■ **Aim**: Take every line from the listing below that contains "with".

■ **Stored data**:

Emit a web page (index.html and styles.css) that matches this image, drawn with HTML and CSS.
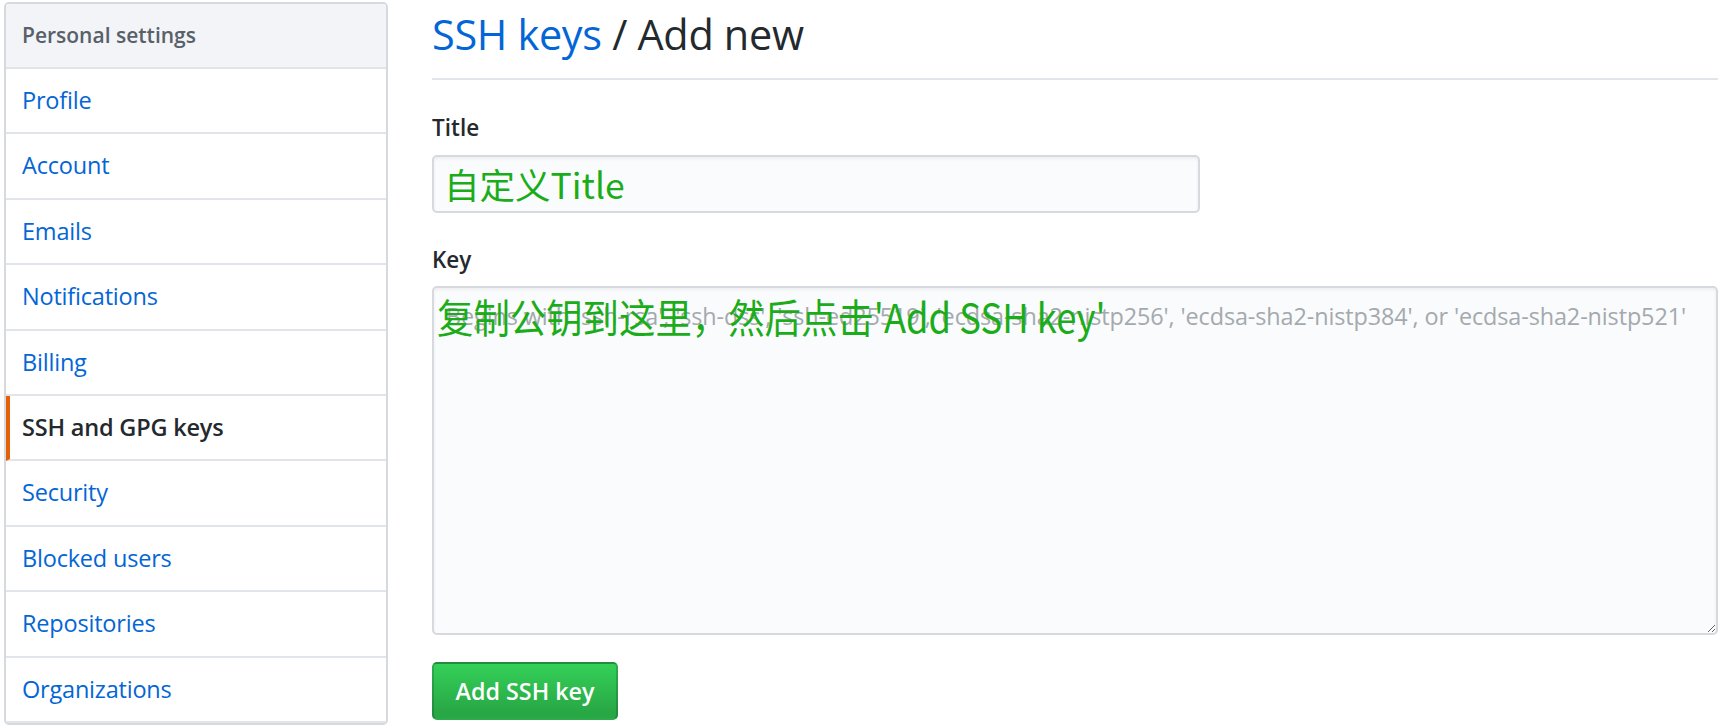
FILE: index.html
```html
<!DOCTYPE html>
<html lang="en">
<head>
<meta charset="utf-8">
<title>SSH keys / Add new</title>
<link rel="stylesheet" href="styles.css">
</head>
<body>
<div class="page">
  <nav class="menu">
    <div class="menu-heading">Personal settings</div>
    <a class="menu-item" href="#">Profile</a>
    <a class="menu-item" href="#">Account</a>
    <a class="menu-item" href="#">Emails</a>
    <a class="menu-item" href="#">Notifications</a>
    <a class="menu-item" href="#">Billing</a>
    <a class="menu-item selected" href="#">SSH and GPG keys</a>
    <a class="menu-item" href="#">Security</a>
    <a class="menu-item" href="#">Blocked users</a>
    <a class="menu-item" href="#">Repositories</a>
    <a class="menu-item" href="#">Organizations</a>
  </nav>
  <main class="main">
    <h2 class="subhead"><a href="#" class="crumb">SSH keys</a> / Add new</h2>
    <form class="form">
      <label class="label" for="title">Title</label>
      <input class="input title-input" id="title" type="text" value="自定义Title">
      <label class="label key-label" for="key">Key</label>
      <div class="key-wrap">
        <textarea class="input key-input" id="key" placeholder="Begins with 'ssh-rsa', 'ssh-dss', 'ssh-ed25519', 'ecdsa-sha2-nistp256', 'ecdsa-sha2-nistp384', or 'ecdsa-sha2-nistp521'"></textarea>
        <span class="note">复制公钥到这里，然后点击'Add SSH key'</span>
      </div>
      <div class="actions">
        <button type="button" class="btn">Add SSH key</button>
      </div>
    </form>
  </main>
</div>
</body>
</html>
```

FILE: styles.css
```css
html, body {
  margin: 0;
  padding: 0;
  background: #fff;
}
body {
  font-family: "Open Sans", "Noto Sans", "Noto Sans CJK SC", sans-serif;
  color: #24292e;
}
.page {
  display: flex;
  gap: 44px;
  padding: 2px 6px 0 4px;
}
.menu {
  width: 384px;
  flex: none;
  display: flex;
  flex-direction: column;
  border: 2px solid #d6d9dd;
  border-radius: 5px;
  box-sizing: border-box;
  align-self: flex-start;
}
.menu-heading {
  background: #f3f4f7;
  color: #586069;
  font-size: 21px;
  font-weight: 600;
  padding: 14px 16px;
  line-height: 35px;
  border-bottom: 2px solid #e1e4e8;
  border-radius: 4px 4px 0 0;
}
.menu-item {
  display: block;
  color: #0366d6;
  text-decoration: none;
  font-size: 23.5px;
  padding: 14px 16px;
  line-height: 35.4px;
  border-bottom: 2px solid #e1e4e8;
  letter-spacing: -0.2px;
}
.menu-item.selected {
  color: #24292e;
  font-weight: 600;
  border-left: 4px solid #e36209;
  padding-left: 12px;
}
.main {
  flex: 1;
  min-width: 0;
}
.subhead {
  margin: 0;
  font-size: 41.4px;
  font-weight: 400;
  line-height: 64px;
  padding-bottom: 12px;
  border-bottom: 2px solid #e1e4e8;
  color: #24292e;
  letter-spacing: -0.3px;
}
.crumb {
  color: #0366d6;
  text-decoration: none;
}
.form {
  display: flex;
  flex-direction: column;
  align-items: flex-start;
}
.label {
  font-size: 22.5px;
  font-weight: 600;
  line-height: 35px;
  margin-top: 30px;
  margin-bottom: 9.5px;
}
.key-label {
  margin-top: 29px;
}
.input {
  box-sizing: border-box;
  background: #fafbfc;
  border: 2px solid #d6d9dd;
  border-radius: 5px;
  box-shadow: inset 0 2px 3px rgba(27, 31, 35, 0.06);
  outline: none;
  margin: 0;
}
.title-input {
  width: 768px;
  height: 58px;
  padding: 0 10px;
  font-family: "Noto Sans CJK SC", sans-serif;
  font-size: 35.5px;
  color: #1aad19;
}
.key-wrap {
  position: relative;
  width: 100%;
}
.key-input {
  display: block;
  width: 100%;
  height: 349px;
  padding: 11px 12px;
  font-family: "Open Sans", "Noto Sans", sans-serif;
  font-size: 23.4px;
  line-height: 35px;
  letter-spacing: -0.1px;
  resize: vertical;
  color: #24292e;
}
.key-input::placeholder {
  color: #a4a9ae;
}
.note {
  position: absolute;
  left: 5px;
  top: 5px;
  font-family: "Noto Sans CJK SC", sans-serif;
  font-size: 40px;
  line-height: 50px;
  color: #1aad19;
  white-space: nowrap;
  transform: scaleX(0.91);
  transform-origin: left center;
  pointer-events: none;
}
.actions {
  margin-top: 27px;
}
.btn {
  box-sizing: border-box;
  height: 58px;
  width: 186px;
  padding: 0;
  font-family: "Open Sans", "Noto Sans", sans-serif;
  font-size: 23.3px;
  font-weight: 600;
  color: #fff;
  background: linear-gradient(#34d058, #28a745 90%);
  border: 2px solid rgba(27, 31, 35, 0.2);
  border-radius: 5px;
  cursor: pointer;
}
```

■ **Written answer**:
Emit a web page (index.html and styles.css) that matches this image, drawn with HTML and CSS.
        <textarea class="input key-input" id="key" placeholder="Begins with 'ssh-rsa', 'ssh-dss', 'ssh-ed25519', 'ecdsa-sha2-nistp256', 'ecdsa-sha2-nistp384', or 'ecdsa-sha2-nistp521'"></textarea>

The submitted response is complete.